Redispatch 2.0 ist jedoch kein Allheilmittel, um die Erneuerbaren bestmöglich ins Energienetz zu bringen – und es kostet viel Geld: seit 2017 bundesweit konstant mehr als eine Milliarde Euro pro Jahr, 2019 lagen die Kosten bei rund 1,2 Mrd. Euro. Auch wenn die Kosten durch Redispatch 2.0 insgesamt auf mehr Akteure umgelegt werden und Effizienzsteigerungen die Kosten weiter senken werden, sind Verteil- und Übertragungsnetzbetreiber sich darüber einig, dass ein Netzausbau in der Höchstspannungsebene, insbesondere auf der Nord-Süd-Achse, unerlässlich ist.

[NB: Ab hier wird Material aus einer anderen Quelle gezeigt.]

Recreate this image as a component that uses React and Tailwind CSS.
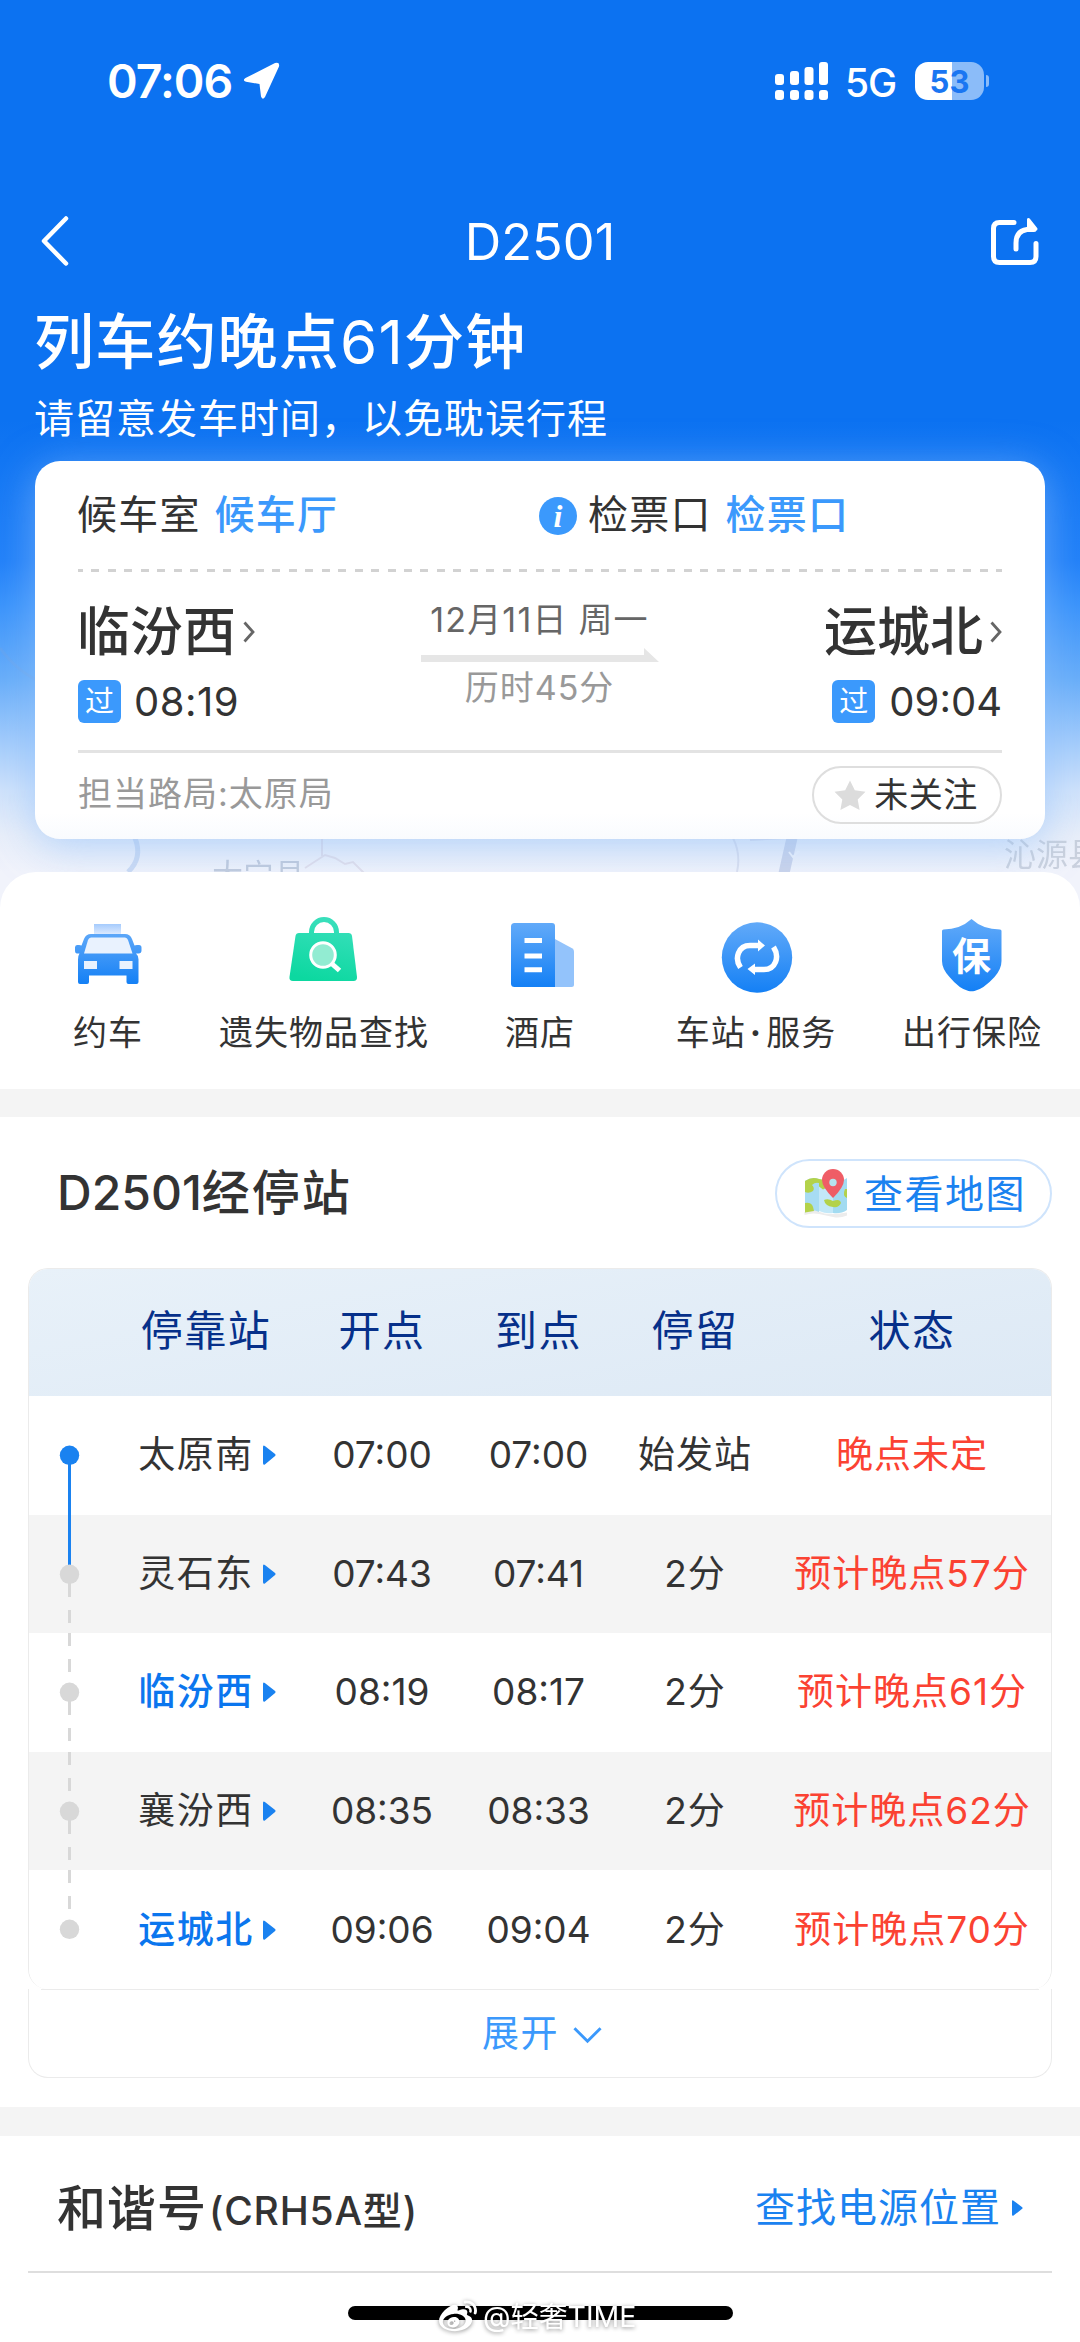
import React from "react";
import { FaWeibo } from "react-icons/fa";

const SERVICES = [
  { label: "约车", icon: CarIcon },
  { label: "遗失物品查找", icon: BagIcon },
  { label: "酒店", icon: HotelIcon },
  { label: "车站·服务", icon: StationIcon },
  { label: "出行保险", icon: ShieldIcon },
];

const STOPS = [
  { name: "太原南", depart: "07:00", arrive: "07:00", stay: "始发站", status: "晚点未定", passed: true },
  { name: "灵石东", depart: "07:43", arrive: "07:41", stay: "2分", status: "预计晚点57分" },
  { name: "临汾西", depart: "08:19", arrive: "08:17", stay: "2分", status: "预计晚点61分", active: true },
  { name: "襄汾西", depart: "08:35", arrive: "08:33", stay: "2分", status: "预计晚点62分" },
  { name: "运城北", depart: "09:06", arrive: "09:04", stay: "2分", status: "预计晚点70分", active: true },
];

function BlueGradient({ id, y1, y2 }) {
  return (
    <linearGradient id={id} gradientUnits="userSpaceOnUse" x1="0" x2="0" y1={y1} y2={y2}>
      <stop offset="0" stopColor="#62aaf9" />
      <stop offset="1" stopColor="#1480f5" />
    </linearGradient>
  );
}

function CarIcon() {
  return (
    <svg viewBox="68 916 80 80" className="size-20">
      <defs>
        <BlueGradient id="car" y1="930" y2="984" />
        <linearGradient id="sign" x1="0" x2="0" y1="0" y2="1">
          <stop offset="0" stopColor="#a5cbfd" />
          <stop offset="1" stopColor="#dbe9fe" />
        </linearGradient>
      </defs>
      <rect x="94" y="924" width="27" height="10" fill="url(#sign)" />
      <path
        d="M91 934h34q5 0 7 5l2.500 6.500q1-.5 2.500-.5h2q2.500 0 2.500 2.500v3q0 3-3 3h-2.500q2.500 2 2.500 6V982q0 2-2 2h-8q-2 0-2-2v-6.500H89V982q0 2-2 2h-7q-2 0-2-2v-22.500q0-4 1.500-6H77q-2 0-2-3v-3q0-2.500 2-2.500h2q1.500 0 2.500.5l2.500-6.500q2-5 7-5z"
        fill="url(#car)"
      />
      <path d="M91 937.500h34q2 0 3 2.500l4.500 13.500h-48.500L88 940q1-2.500 3-2.500z" fill="#e9f2fe" />
      <rect x="84" y="961" width="13" height="8" fill="#e9f2fe" />
      <rect x="119.500" y="961" width="13" height="8" fill="#e9f2fe" />
    </svg>
  );
}

function BagIcon() {
  return (
    <svg viewBox="284 916 80 80" className="size-20">
      <defs>
        <linearGradient id="bag" gradientUnits="userSpaceOnUse" x1="330" x2="316" y1="920" y2="981">
          <stop offset="0" stopColor="#38dfbb" />
          <stop offset="1" stopColor="#0cd8a0" />
        </linearGradient>
      </defs>
      <path d="M311.500 936v-4a12.500 12.500 0 0 1 25 0v4" fill="none" stroke="url(#bag)" strokeWidth="5" />
      <path d="M299 933h49.500q3 0 3.500 3l5 41q.3 4-3.500 4h-60.500q-4 0-3.500-4l6-41q.5-3 3.500-3z" fill="url(#bag)" />
      <path d="M331 963l8.500 7.500" stroke="#fff" strokeWidth="5" />
      <circle cx="323" cy="955" r="12.300" fill="#92ecd2" stroke="#fff" strokeWidth="3" />
    </svg>
  );
}

function HotelIcon() {
  return (
    <svg viewBox="500 916 80 80" className="size-20">
      <defs>
        <BlueGradient id="hotel" y1="923" y2="987" />
      </defs>
      <path d="M554 938.500l18.500 10q1.500 1 1.500 3V984.500q0 2.500-2.500 2.500H554z" fill="#93c3fb" />
      <path d="M514.500 923H552q3 0 3 3v61h-40.500q-3.500 0-3.500-3.500v-57q0-3.500 3.500-3.500z" fill="url(#hotel)" />
      <path d="M524.500 940.500H542M524.500 956H542M524.500 969.800H542" stroke="#fff" strokeWidth="5" />
    </svg>
  );
}

function StationIcon() {
  return (
    <svg viewBox="716 916 80 80" className="size-20">
      <defs>
        <BlueGradient id="station" y1="922" y2="993" />
      </defs>
      <circle cx="757" cy="957.500" r="35.200" fill="url(#station)" />
      <path
        d="M740.500 967.500C734 958 738.500 945.500 750 945.500H759M773.500 947C780 957 775.500 969.500 764 969.500H754"
        fill="none"
        stroke="#fff"
        strokeWidth="5.500"
      />
      <path d="M758 939.500l7 6-7 6zM755 963.500l-7.500 5.500 7.500 6z" fill="#fff" />
    </svg>
  );
}

function ShieldIcon() {
  return (
    <svg viewBox="932 916 80 80" className="size-20">
      <defs>
        <BlueGradient id="shield" y1="919" y2="991" />
      </defs>
      <path
        d="M971.500 919Q983 929.500 1000 929.500q1.500 0 1.500 1.500v30q0 8-7 16-11 12-20 14-3 .6-6 0-9-2-19-14-7.500-8-7.500-16v-30q0-1.500 1.500-1.500Q960 929.500 971.500 919z"
        fill="url(#shield)"
      />
      <text x="971.500" y="970" textAnchor="middle" fill="#fff" className="text-[39px] font-bold">
        保
      </text>
    </svg>
  );
}

function MapIcon() {
  return (
    <svg viewBox="800 1168 52 52" className="size-[52px]">
      <path d="M804.500 1212q7-3.500 14-.5t14 2.500 14.500-1.500v3q-7 3-14 1.500t-14-3-14.500 1z" fill="#ececec" />
      <path d="M805 1181q7-5 14-2v33q-7-3-14 .5z" fill="#a7dcf3" />
      <path d="M819 1179q7 2 14 2v32q-7 1-14-2z" fill="#c3e8f8" />
      <path d="M833 1181q8 1 14-3v32q-6 4-14 3z" fill="#a2dbf1" />
      <path d="M805 1181q7-5 14-2v4q-4-1-7 2 3 3 1 6-4 3-8 1zM819 1179l9 1.500-1 7-4 2-4-3zM805 1203q8-2 9 8l-9 1.500zM824 1200q4-2 9 1 7-3 8 2-2 5-8 4-8-1-9-7zM847 1189v9q-5-2-2-9z" fill="#b3d24a" />
      <path d="M833 1198q-11-11-11-18a11 11 0 0 1 22 0q0 7-11 18z" fill="#ef5d66" />
      <circle cx="833" cy="1182.500" r="3.700" fill="#b6e4ee" />
    </svg>
  );
}

function StatusBar() {
  return (
    <div className="flex h-[162px] items-center justify-between pl-[107px] pr-[91px]">
      <div className="flex items-center gap-[11px]">
        <span className="text-[46.500px] font-semibold tracking-[-1px]">07:06</span>
        <svg viewBox="245 62 38 38" className="size-[38px]">
          <path d="M281 66.500L267 97q-2.500 3.500-4-.5L261.500 84 248 81.800q-4-1.300-.5-3.800L277 63q5-1.500 4 3.500z" fill="#fff" />
        </svg>
      </div>
      <div className="flex items-center">
        <svg viewBox="775 61 54 38" className="h-[38px] w-[54px]" fill="#fff">
          <rect x="775" y="73" width="9" height="11" rx="3" />
          <rect x="790" y="70" width="9" height="14" rx="3" />
          <rect x="804.500" y="66" width="9" height="18" rx="3" />
          <rect x="819" y="61" width="9" height="23" rx="3" />
          <rect x="775" y="89" width="9" height="10" rx="3" />
          <rect x="790" y="89" width="9" height="10" rx="3" />
          <rect x="804.500" y="89" width="9" height="10" rx="3" />
          <rect x="819" y="89" width="9" height="10" rx="3" />
        </svg>
        <span className="ml-[16px] w-[70px] pt-[2px] text-[39px] font-medium tracking-[-1px]">5G</span>
        <div className="flex h-[38px] w-[69px] items-center justify-center rounded-[13px] bg-[linear-gradient(90deg,#fff_53%,#8bbcf9_53%)] text-[31px] font-bold text-[#1a76f2]">
          53
        </div>
        <div className="ml-[2px] h-3 w-[3px] rounded-r-full bg-[#8bbcf9]" />
      </div>
    </div>
  );
}

function NavBar() {
  return (
    <div className="flex h-[158px] items-center justify-between px-[40px]">
      <svg viewBox="0 0 50 52" className="h-[52px] w-[50px]" fill="none" stroke="#fff" strokeWidth="4.500" strokeLinecap="round" strokeLinejoin="round">
        <path d="M26 3.500L4 26 26 48.500" />
      </svg>
      <span className="pt-[3px] text-[50.500px]">D2501</span>
      <svg viewBox="990 216 50 50" className="size-[50px]" fill="none" stroke="#fff" strokeWidth="5" strokeLinecap="round" strokeLinejoin="round">
        <path d="M1014 222.500H999.500q-6 0-6 6v28q0 6 6 6h30.500q6 0 6-6v-13" />
        <path d="M1016 249v-6q0-12 11-13.500h7" />
        <path d="M1028.500 219.500v9.500h7.500z" fill="#fff" strokeWidth="3" />
      </svg>
    </div>
  );
}

function PassBadge() {
  return (
    <span className="flex h-[43px] w-[43px] items-center justify-center rounded-[6px] bg-[#3b99fc] text-[29px] tracking-normal text-white">
      过
    </span>
  );
}

function Chevron() {
  return (
    <svg viewBox="0 0 12 24" className="h-6 w-3" fill="none" stroke="#666" strokeWidth="2.800">
      <path d="M1.500 2.500L10 12 1.500 21.500" />
    </svg>
  );
}

function TripCard() {
  return (
    <div className="relative mx-[35px] mt-[21px] h-[378px] rounded-[25px] bg-[linear-gradient(180deg,#fff_93%,#f9fbfe_100%)] px-[43px] text-[#333] shadow-[0_7px_42px_rgba(142,190,250,0.62)]">
      <div className="-ml-[1px] flex h-[108px] items-center pb-[1px] text-[40px] tracking-[1.200px]">
        <div className="flex w-[462px] gap-[14px]">
          <span>候车室</span>
          <span className="font-medium text-[#3b99fc]">候车厅</span>
        </div>
        <span className="mt-[2px] flex size-[38px] items-center justify-center rounded-full bg-[#3b99fc] font-['Liberation_Serif'] text-[32px] font-bold italic tracking-normal text-white">
          i
        </span>
        <span className="ml-[11px]">检票口</span>
        <span className="ml-[14px] font-medium text-[#3b99fc]">检票口</span>
      </div>
      <div className="h-[3px] bg-[repeating-linear-gradient(90deg,#d2d2d2_0_5px,transparent_5px_13.450px,#d2d2d2_13.450px_16.450px)]" />
      <div className="flex h-[178px] justify-between pt-[25px]">
        <div>
          <div className="-ml-[1px] flex h-[70px] items-center gap-[7px]">
            <span className="text-[53px] font-medium">临汾西</span>
            <Chevron />
          </div>
          <div className="flex h-[70px] items-center gap-[13px] pb-[1px] text-[40px] tracking-[0.500px]">
            <PassBadge />
            08:19
          </div>
        </div>
        <div className="flex w-[238px] flex-col items-center">
          <span className="h-[48px] whitespace-nowrap text-[34px] leading-[46px] tracking-[1.200px] text-[#666]">12月11日 周一</span>
          <svg viewBox="0 0 238 18" className="h-[18px] w-[238px]">
            <path d="M0 10h223V3l15 14H0z" fill="#e6e6e6" />
          </svg>
          <span className="mt-[2px] text-[34px] leading-[46px] tracking-[1px] text-[#999]">历时45分</span>
        </div>
        <div>
          <div className="flex h-[70px] items-center justify-end gap-[7px]">
            <span className="text-[53px] font-medium">运城北</span>
            <Chevron />
          </div>
          <div className="flex h-[70px] items-center justify-end gap-[14px] pb-[1px] text-[40px]">
            <PassBadge />
            09:04
          </div>
        </div>
      </div>
      <div className="h-[3px] bg-[#e3e3e3]" />
      <div className="flex h-[82px] items-center justify-between text-[34px]">
        <span className="tracking-[1px] text-[#999]">担当路局:太原局</span>
        <span className="mt-[2px] flex h-[58px] w-[190px] items-center justify-center gap-[8px] rounded-full border-2 border-[#dedede] pr-[2px] tracking-[0.500px]">
          <svg viewBox="0 0 32 30" className="h-[31px] w-8" fill="#dcdcdc">
            <path d="M16 0l4.800 9.800L31.500 11.300 23.700 18.900 25.600 29.600 16 24.600 6.400 29.600 8.300 18.900.5 11.300 11.200 9.800z" />
          </svg>
          未关注
        </span>
      </div>
    </div>
  );
}

function MapBackdrop() {
  return (
    <svg viewBox="0 0 1080 908" className="absolute left-0 top-0 h-[908px] w-[1080px] opacity-60" fill="none">
      <path d="M0 648q14 20 36 32" stroke="#7aa3dc" strokeOpacity=".4" strokeWidth="3" />
      <path d="M135 838q8 20-7 34" stroke="#b5cbee" strokeWidth="5" />
      <path d="M305 868l20-13 10 3 10 6 8-2 12 12M322 838v18" stroke="#d9d2e0" strokeWidth="2" />
      <path d="M792 838l-10 44" stroke="#b3c0e0" strokeWidth="11" />
      <path d="M789 852l4 5 6-6" stroke="#f3f6fc" strokeWidth="2" />
      <path d="M733 838q8 16 4 34M750 840l36-2" stroke="#cdd2e6" strokeWidth="2" />
      <text x="212" y="886" fill="#a3b1c8" className="text-[31px]">大宁县</text>
      <text x="1004" y="866" fill="#b3bccb" className="text-[32px]">沁源县</text>
    </svg>
  );
}

function TrackDots({ index, count, passed }) {
  const line = "#d8d8d8";
  return (
    <svg viewBox="0 0 82 118.600" className="h-[118.600px] w-[82px]">
      {index === 1 && <path d="M40.500 0v52" stroke="#1a82f0" strokeWidth="3" />}
      {index > 1 && <path d="M40.500 0v13M40.500 26v13" stroke={line} strokeWidth="3" />}
      {passed && <path d="M40.500 59v60" stroke="#1a82f0" strokeWidth="3" />}
      {!passed && index < count - 1 && <path d="M40.500 59v23M40.500 95v13" stroke={line} strokeWidth="3" />}
      <circle cx="40.500" cy="59.300" r="9.700" fill={passed ? "#1a82f0" : line} />
    </svg>
  );
}

function PlayMark({ className }) {
  return (
    <svg viewBox="0 0 14 20" className={className} fill="#1a82f0" preserveAspectRatio="none">
      <path d="M0 2q0-2.500 2-1L13 9q1 1 0 2L2 19.500Q0 20.500 0 18z" />
    </svg>
  );
}

function StopTable() {
  const columns = "grid grid-cols-[81px_194px_156px_157px_156px_1fr] items-center justify-items-center";
  return (
    <div className="mx-[28px]">
      <div className="overflow-hidden rounded-[20px] border-x border-t border-[#ebebeb]">
        <div className={`${columns} h-[127px] bg-[linear-gradient(170deg,#e8f1f9,#dde9f5)] pb-[3px] text-[42px] tracking-[1.500px] text-[#06308a]`}>
          <span />
          <span className="-ml-[2px]">停靠站</span>
          <span>开点</span>
          <span>到点</span>
          <span>停留</span>
          <span>状态</span>
        </div>
        {STOPS.map((s, i) => (
          <div key={s.name} className={`${columns} h-[118.600px] text-[37px] text-[#333] ${i % 2 ? "bg-[#f4f4f4]" : "bg-white"}`}>
            <TrackDots index={i} count={STOPS.length} passed={s.passed} />
            <span className="flex items-center gap-[9px] pb-[1px] tracking-[1.500px]">
              <span className={s.active ? "font-medium text-[#0b76ee]" : ""}>{s.name}</span>
              <PlayMark className="mt-[1px] h-5 w-[13px]" />
            </span>
            <span className="pb-[1px]">{s.depart}</span>
            <span className="pb-[1px]">{s.arrive}</span>
            <span className="pb-[1px] tracking-[1px]">{s.stay}</span>
            <span className="pb-[1px] tracking-[1px] text-[#fb4232]">{s.status}</span>
          </div>
        ))}
      </div>
      <div className="rounded-b-[20px] border-x border-b border-[#ebebeb]">
        <div className="mx-[12px] h-px bg-[#ebebeb]" />
        <div className="flex h-[87px] items-center justify-center gap-[14px] pl-[4px] text-[37px] tracking-[1.500px] text-[#3b99fc]">
          展开
          <svg viewBox="0 0 30 18" className="mt-[3px] h-[18px] w-[29px]" fill="none" stroke="#3b99fc" strokeWidth="3">
            <path d="M1.500 2L15 15.500 28.500 2" />
          </svg>
        </div>
      </div>
    </div>
  );
}

export default function App() {
  return (
    <div className="flex h-[2342px] w-[1080px] flex-col overflow-hidden bg-white font-['Inter','Noto_Sans_CJK_SC',sans-serif] leading-none" lang="zh-CN">
      <header className="relative h-[908px] shrink-0 bg-[linear-gradient(180deg,#0c72f1_0,#0c72f1_420px,#2180f8_560px,#3a93fb_605px,#69aef9_680px,#9cc8fb_735px,#cfe2fb_790px,#e8eef9_835px,#f1f3fb_872px)] text-white">
        <MapBackdrop />
        <StatusBar />
        <NavBar />
        <h1 className="pl-[34px] text-[60px] font-medium leading-[44px] tracking-[1.200px]">
          列车约晚点<span className="font-normal">61</span>分钟
        </h1>
        <p className="mt-[34px] pl-[34px] text-[40px] leading-[42px] tracking-[1px]">请留意发车时间，以免耽误行程</p>
        <TripCard />
      </header>

      <section className="relative -mt-[36px] grid h-[217px] shrink-0 grid-cols-5 rounded-t-[36px] bg-white pt-[44px]">
        {SERVICES.map(({ label, icon: Icon }) => (
          <div key={label} className="flex flex-col items-center gap-[19px]">
            <Icon />
            <span className="whitespace-nowrap text-[34px] leading-[36px] tracking-[1px] text-[#333]">
              {label.split("·").map((part, i) => (
                <React.Fragment key={part}>
                  {i > 0 && <span className="mx-[4px] font-bold">·</span>}
                  {part}
                </React.Fragment>
              ))}
            </span>
          </div>
        ))}
      </section>
      <div className="h-[28px] shrink-0 bg-[#f4f4f4]" />

      <section className="shrink-0">
        <div className="flex h-[151px] items-center justify-between pl-[57px] pr-[28px]">
          <h2 className="text-[48px] font-medium text-[#333]">
            D2501<span className="tracking-[2px]">经停站</span>
          </h2>
          <span className="mt-[2px] flex h-[69px] w-[277px] items-center gap-[12px] rounded-full border-2 border-[#cfe4fc] pl-[23px] text-[39px] tracking-[1.500px] text-[#1a82f0]">
            <MapIcon />
            查看地图
          </span>
        </div>
        <StopTable />
      </section>
      <div className="mt-[29px] h-[29px] shrink-0 bg-[#f4f4f4]" />

      <section className="mx-[28px] flex h-[137px] shrink-0 items-center justify-between border-b-2 border-[#dedede] pl-[29px] pr-[29px] pt-[10px] text-[#333]">
        <h2 className="flex items-center text-[49px] font-medium tracking-[1px]">
          和谐号<span className="ml-[2px] mt-[4px] text-[39px] tracking-[0.800px]">(CRH5A型)</span>
        </h2>
        <span className="flex items-center gap-[11px] text-[40px] tracking-[1px] text-[#1a82f0]">
          查找电源位置
          <PlayMark className="h-4 w-[11px]" />
        </span>
      </section>

      <footer className="relative flex grow justify-center pt-[33px]">
        <div className="h-[14px] w-[385px] rounded-full bg-black" />
        <div className="absolute left-[439px] top-[25px] flex items-center gap-[6px] text-[28.500px] text-white [filter:drop-shadow(0_1px_2px_rgba(0,0,0,0.45))]">
          <FaWeibo className="size-[38px]" />
          <span className="whitespace-nowrap">@轻奢TIME</span>
        </div>
      </footer>
    </div>
  );
}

Hier besteht auch ein planerisches Ungleichgewicht, wie Katherina Reiche feststellt: „Genehmigung und Bau großer PV-Parks erfolgen oftmals innerhalb eines Jahres. Für neue Hochspannungsleitungen, die den Strom von großen Wind- und Photovoltaikparks in die Lastzentren bringen sollen, gilt hingegen ein Genehmigungszeitraum von bis zu zehn Jahren.“

Blick in die Zukunft

Wird es in einer fernen Zukunft ganz ohne konventionelle Kraftwerke zur Vermeidung von Engpässen gehen? Immerhin können durch diese vergleichsweise einfach und verlässlich Kapazitäten abgerufen oder gedrosselt werden. Werner Götz von Transnet BW: „Wir sind optimistisch, dass wir trotz der neuen Kleinteiligkeit des Systems genügend Flexibilitäten und ein engpassfreies Netz haben werden. Das Vorhalten von konventionellen Reservekapazitäten ergibt trotzdem Sinn. Wir werden gemeinsam sehen müssen, wie sich die Erzeugungslandschaft in den nächsten 20 Jahren entwickelt.“ Versorgungssicherheit, so viel steht fest, hat in der Energiebranche höchste Priorität. Auch wenn das bedeutet, permanent Komplexitäten zu managen.